TASTE OF CHERRY (75)

Directed by: Abbas Kiarostami

Starring: Homayon Ershadi, Abdolrahman Bageri, Afshin Khorshid Bakhtiari

The Pitch: A man roams the outskirts of Tehran, looking for someone to help him kill himself.

Theo Sez: Strange how most of the acclaimed arthouse films nowadays seem to be based around stillness (an aesthetic choice, or just a reaction to the clamour of Hollywood?) ; much of the power in this prizewinner seems derived, quite consciously, from stasis, things unshown or unspoken, and even the sound feels muffled and distant, as if the action were behind a wall somewhere (the result, presumably, of recording with a single fixed mike).
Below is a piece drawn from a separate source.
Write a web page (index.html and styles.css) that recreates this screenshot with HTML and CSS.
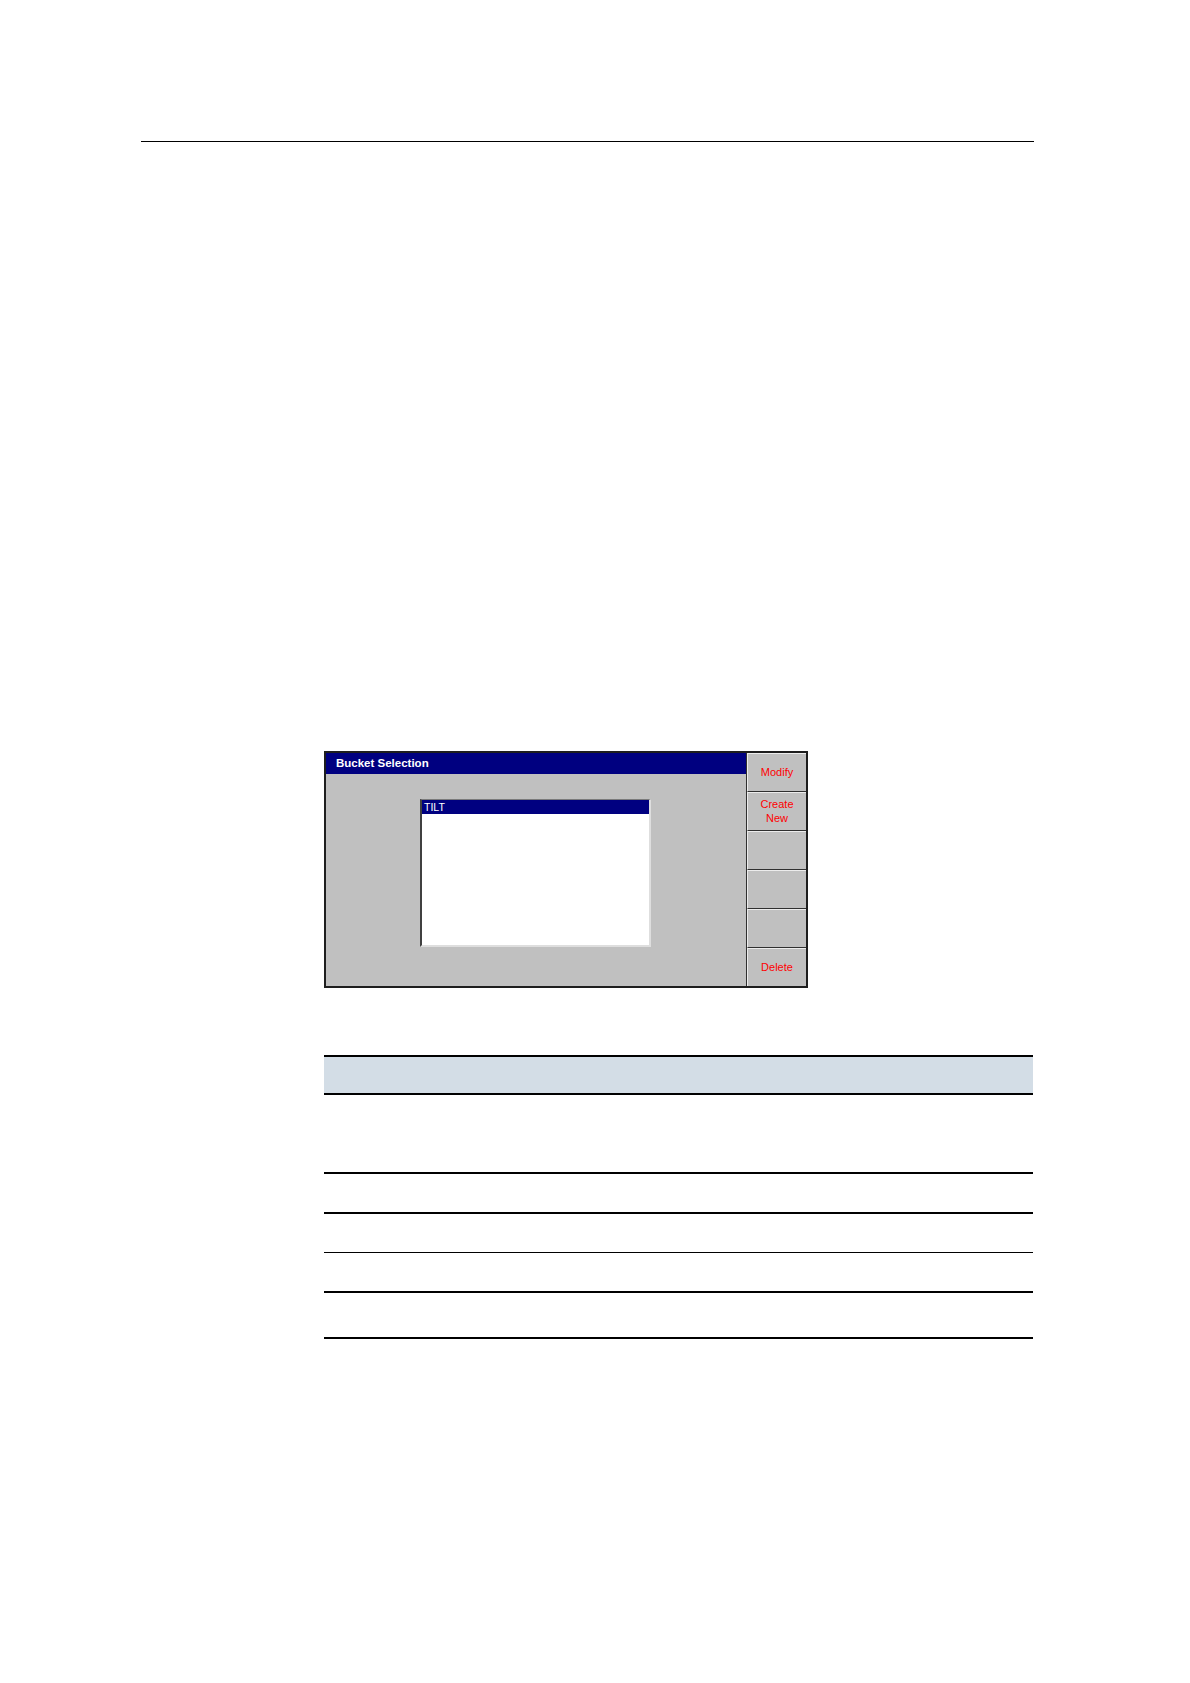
FILE: index.html
```html
<!DOCTYPE html>
<html lang="en">
<head>
<meta charset="utf-8">
<title>Bucket Selection</title>
<link rel="stylesheet" href="styles.css">
</head>
<body>
<div class="page">
  <div class="top-rule"></div>

  <div class="dialog">
    <div class="dialog-main">
      <div class="titlebar">Bucket Selection</div>
      <div class="listbox">
        <div class="list-item selected">TILT</div>
      </div>
    </div>
    <div class="softkeys">
      <div class="softkey">Modify</div>
      <div class="softkey">Create<br>New</div>
      <div class="softkey"></div>
      <div class="softkey"></div>
      <div class="softkey"></div>
      <div class="softkey">Delete</div>
    </div>
  </div>

  <div class="spec-table">
    <div class="spec-head"></div>
    <div class="spec-row row-tall"></div>
    <div class="spec-row"></div>
    <div class="spec-row thin"></div>
    <div class="spec-row"></div>
    <div class="spec-row row-last"></div>
  </div>
</div>
</body>
</html>
```

FILE: styles.css
```css
html, body {
  margin: 0;
  padding: 0;
  background: #ffffff;
}

body {
  font-family: "Liberation Sans", Arial, sans-serif;
}

.page {
  width: 1190px;
  min-height: 1683px;
  padding-top: 141px;
  box-sizing: border-box;
}

.top-rule {
  margin-left: 141px;
  width: 893px;
  height: 1px;
  background: #000000;
}

/* ---------- dialog ---------- */
.dialog {
  margin-top: 609px;
  margin-left: 324px;
  width: 484px;
  height: 237px;
  box-sizing: border-box;
  border: 2px solid #1e1e1e;
  background: #c0c0c0;
  display: flex;
}

.dialog-main {
  width: 420px;
  display: flex;
  flex-direction: column;
}

.titlebar {
  height: 21px;
  background: #000080;
  color: #ffffff;
  font-weight: bold;
  font-size: 11.5px;
  line-height: 21px;
  padding-left: 10px;
}

.listbox {
  margin: 25px 0 0 94px;
  width: 231px;
  height: 148px;
  box-sizing: border-box;
  background: #ffffff;
  border-style: solid;
  border-width: 1px 2px 2px 2px;
  border-color: #7a7a7a #dedede #dedede #404040;
}

.list-item {
  height: 14px;
  line-height: 14px;
  font-size: 10.5px;
  padding-left: 2px;
}

.list-item.selected {
  background: #000080;
  color: #ffffff;
}

.softkeys {
  flex: 1;
  display: flex;
  flex-direction: column;
  border-left: 1px solid #303030;
}

.softkey {
  flex: 1;
  display: flex;
  align-items: center;
  justify-content: center;
  text-align: center;
  background: #c0c0c0;
  color: #ff0000;
  font-size: 11px;
  line-height: 14px;
  padding-bottom: 2px;
  border-top: 1px solid #ececec;
  border-left: 1px solid #ececec;
  border-bottom: 1px solid #303030;
}

.softkey:last-child {
  border-bottom: none;
}

/* ---------- table ---------- */
.spec-table {
  margin-top: 67px;
  margin-left: 324px;
  width: 709px;
  border-top: 2px solid #000000;
}

.spec-head {
  height: 36px;
  background: #d3dde6;
  border-bottom: 2px solid #000000;
}

.spec-row {
  height: 38px;
  border-bottom: 2px solid #000000;
}

.spec-row.row-tall {
  height: 77px;
}

.spec-row.thin {
  border-bottom-width: 1px;
}

.spec-row.row-last {
  height: 44px;
}
```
The implication somehow is that what's being invoked (or at least evoked) is the stillness at the centre of the universe, the great hidden Oneness underlying everything we see - and of course simplifying it, reducing it all to different parts of the same cosmic whole. Simplicity is at the heart of the film, both in form and content - both in Kiarostami's neo-neo-realist style and in his story of a man who wants (as implied by the recurring shots of barren hillsides and churning earth) to return, quite literally, to the soil, to leave his life behind and become one with something both greater and less complicated, less individual (why he's doing it is unknown and irrelevant - what he's running from isn't important, only what he's running to). It's tempting to make the analogy with film critics running from the ceaseless, exasperating life of Hollywood movies to the sere simplicity of Kiarostami's eternal verities, but it would be misleading - and not just because it suggests a kind of cinematic suicide : admittedly the diffidence is a little overdone here (you miss the complex reality-and-illusion games of CLOSE-UP and the trilogy), but it would be wrong to see the film as siding with its hero, or endorsing a withdrawal from Life. It's actually a superb balancing-act, setting out a (rather crude) life-affirming message - all the "taste of cherries" stuff - while also admitting, in its every serene moment and unadorned frame, the terrible nobility of its hero's death-wish : only at the end, by "revealing" the suicide as a fiction - only a movie - can it finally reject the peace it brings and resolve the tension in favour of Life, despite (though of course because of) the latter's grit and graininess. It's a perfect congruence of style and themes ; though I for one hope Kiarostami can get back to the complex games in time for the follow-up.